Each client has one set of tokens per source. This allows the client to send frames that have passed "source x" at a different rate than it sends frames that have passed "source y." A cognitive engine can only consume frames that have passed one source. A cognitive engine cannot change the source that it consumes frames from. Multiple cognitive engines can consume frames that pass the same source.

The Gabriel server returns a token to the client for "source x" as soon as the first cognitive engine that consumes frames from "source x" returns a ResultWrapper for that frame. When a second cognitive engine that also consumes frames from "source x" returns a ResultWrapper for the same frame, the Gabriel server does not return a second token to the client. Engines can be configured to allow the server to ignore a ResultWrapper if this engine was not the first to return a ResultWrapper for a frame. Engines can also be configured to force the server to send all ResultWrapper messages to the client. When an engine configured to require all responses is not the first engine to return a ResultWrapper for a frame, the server will send the client this ResultWrapper, but it will not return a token (because it already returned the token for this frame with the result from the first cognitive engine).

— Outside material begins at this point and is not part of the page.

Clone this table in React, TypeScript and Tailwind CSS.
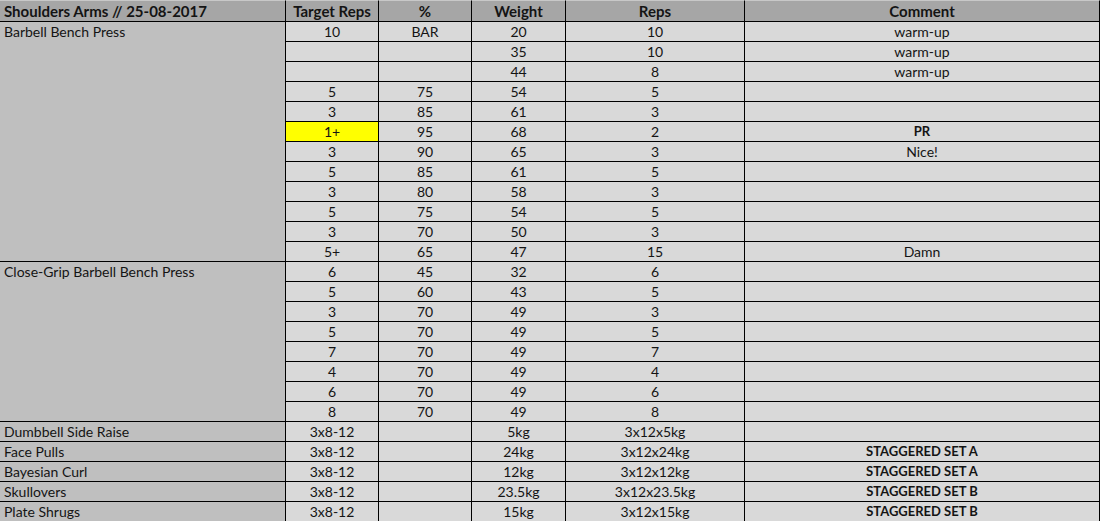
import * as React from 'react';

type SetRow = {
  target: string;
  pct: string;
  weight: string;
  reps: string;
  comment?: string;
  bold?: boolean;
  highlight?: boolean;
};

type Exercise = {
  name: string;
  sets: SetRow[];
};

const r = (target: string, pct: string, weight: string, reps: string, comment = ''): SetRow => ({
  target,
  pct,
  weight,
  reps,
  comment,
});

const exercises: Exercise[] = [
  {
    name: 'Barbell Bench Press',
    sets: [
      r('10', 'BAR', '20', '10', 'warm-up'),
      r('', '', '35', '10', 'warm-up'),
      r('', '', '44', '8', 'warm-up'),
      r('5', '75', '54', '5'),
      r('3', '85', '61', '3'),
      { ...r('1+', '95', '68', '2', 'PR'), bold: true, highlight: true },
      r('3', '90', '65', '3', 'Nice!'),
      r('5', '85', '61', '5'),
      r('3', '80', '58', '3'),
      r('5', '75', '54', '5'),
      r('3', '70', '50', '3'),
      r('5+', '65', '47', '15', 'Damn'),
    ],
  },
  {
    name: 'Close-Grip Barbell Bench Press',
    sets: [
      r('6', '45', '32', '6'),
      r('5', '60', '43', '5'),
      r('3', '70', '49', '3'),
      r('5', '70', '49', '5'),
      r('7', '70', '49', '7'),
      r('4', '70', '49', '4'),
      r('6', '70', '49', '6'),
      r('8', '70', '49', '8'),
    ],
  },
  { name: 'Dumbbell Side Raise', sets: [r('3x8-12', '', '5kg', '3x12x5kg')] },
  { name: 'Face Pulls', sets: [{ ...r('3x8-12', '', '24kg', '3x12x24kg', 'STAGGERED SET A'), bold: true }] },
  { name: 'Bayesian Curl', sets: [{ ...r('3x8-12', '', '12kg', '3x12x12kg', 'STAGGERED SET A'), bold: true }] },
  { name: 'Skullovers', sets: [{ ...r('3x8-12', '', '23.5kg', '3x12x23.5kg', 'STAGGERED SET B'), bold: true }] },
  { name: 'Plate Shrugs', sets: [{ ...r('3x8-12', '', '15kg', '3x12x15kg', 'STAGGERED SET B'), bold: true }] },
];

const cell = 'border-r border-b border-black bg-[#d9d9d9] text-center align-middle p-0 leading-[19px]';
const head =
  'border-r border-b border-t border-black border-t-[#c8c8c8] bg-[#a6a6a6] text-center align-middle p-0 font-bold text-[15px] leading-[20px]';

export default function App() {
  return (
    <div className="w-[1100px] h-[521px] bg-white overflow-hidden">
      <table
        className="table-fixed border-separate border-spacing-0 w-[1100px] text-[14px] text-[#141414]"
        style={{ fontFamily: 'Lato, "Open Sans", sans-serif' }}
      >
        <colgroup>
          <col className="w-[286px]" />
          <col className="w-[93px]" />
          <col className="w-[93px]" />
          <col className="w-[94px]" />
          <col className="w-[179px]" />
          <col className="w-[355px]" />
        </colgroup>
        <thead>
          <tr className="h-[21px]">
            <th className={`${head} text-left pl-[4px]`}>Shoulders Arms // 25-08-2017</th>
            <th className={head}>Target Reps</th>
            <th className={head}>%</th>
            <th className={head}>Weight</th>
            <th className={head}>Reps</th>
            <th className={head}>Comment</th>
          </tr>
        </thead>
        <tbody>
          {exercises.map((ex) =>
            ex.sets.map((s, i) => (
              <tr key={ex.name + i} className="h-[20px]">
                {i === 0 && (
                  <td
                    rowSpan={ex.sets.length}
                    className="border-r border-b border-black bg-[#bfbfbf] text-left align-top p-0 pl-[4px] leading-[19px]"
                  >
                    {ex.name}
                  </td>
                )}
                <td className={s.highlight ? `${cell} !bg-[#ffff00]` : cell}>{s.target}</td>
                <td className={cell}>{s.pct}</td>
                <td className={cell}>{s.weight}</td>
                <td className={cell}>{s.reps}</td>
                <td className={s.bold ? `${cell} font-bold text-[13px]` : cell}>{s.comment}</td>
              </tr>
            ))
          )}
        </tbody>
      </table>
    </div>
  );
}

Cognitive engines might not receive every frame sent to the server. In particular, the client will send frames to the server at the rate that the fastest cognitive engine can process them. Slower engines that consume frames from the same source might miss some of the frames that were given to the fastest engine for this source. After an engine finishes processing its current frame, it will be given the most recent frame that was given to the fastest engine. When the first engine completes the most recent frame, a new frame will be taken off the input queue and given to this engine.

Flow Control

Gabriel's flow control is based on tokens. When the client sends a frame to the server, this consumes a token for the source that produced the frame. When the first cognitive engine finishes processing this frame, the client gets back the token that was consumed sending the frame. This ensures that frames are sent to the server at the rate that the fastest engine consuming frames from this source can process them. If the server runs into an error processing a frame, it immediately sends a message to the client indicating the return of a token.

After a client consumes all of its tokens for a source, the client will only send a new frame from this source after it receives a token back (for this source). This can lead to periods where the server has no input when the latency between clients and the server is high. Setting a high number of tokens will fill up the queue of inputs on the server and thus reduce the length of these idle periods. However, the frames in the queue might be stale by the time they get processed. You should not set the number of tokens above two, unless the latency between clients and the server is high, and your workload is not latency critical.

Each FromClient message the client sends consumes one token. A ToClient.Response message with return_token set to true indicates the return of one token. Specifying the specific number of tokens that a client has for a source in the ToClient.Response message would lead to race conditions based on the order that the client and server send and receive messages. Representing the consumption or return of a single token in a message avoids this problem. Clients communicate with the server using The WebSocket Protocol, which uses TCP. Therefore, we assume that messages are delivered reliably and in order.

Future Improvements

  1. If two sources both send the same payload, the payload will be sent to the server twice. Caching payloads, and referencing the cached item in subsequent FromClient messages would save bandwidth.
  2. We allow multiple different cognitive engines to consume frames from the same source. However, there is no way to have multiple instances of the same engine. In particular, if there were multiple cognitive engines that performed face recognition, we would not want more than one of them to process the same frame. We need some way to decide which instance of an engine should process a given frame. For each group of engines, there should be a way to toggle between the following options:
    1. Each request can go to a different engine. There should be a scheme to load balance individual requests (such as a simple round robin). This is the best option for engines that do not store any state information. Note that if the amount of state needed for each client is small, the client and engine can pass state back and forth to each other in the extras field of InputFrame and ResultWrapper messages. This would allow the client's frames to be processed by any instance of a given engine. However, your client code needs to ignore results based on frames that the client sent before it received the latest state update.
    2. Each client is assigned to a specific instance of an engine. No other instances of this engine will get frames from this client. This setting will be used for engines that store state information for each client.
  3. Gabriel does not expose any client identification information to cognitive engines. Clients can include this information in the extras field of InputFrame messages. However, this should be added as a part of Gabriel itself at some point.
    1. Should this identity persist when the client disconnects and reconnects?
    2. If support for multiple instances of the same engine is added, should this identity be used when a group is set to assign a client to one specific instance of an engine?
  4. When cognitive engines are run separately from the server, clients do not handle the case when all engines that consume a source disconnect. To handle this case, the Gabriel server would need to tell clients when this happens. The clients would then need to stop sending inputs from this source.
  5. The security of Gabriel could be improved in a number of areas. The connections between clients and the server, and the connections between the server and standalone engine runners, could both be improved. These improvements could be in the form of encrypting traffic, requiring a password for clients and engine runners to connect to the server, and specifying a list of approved clients and engine runners in a server configuration file.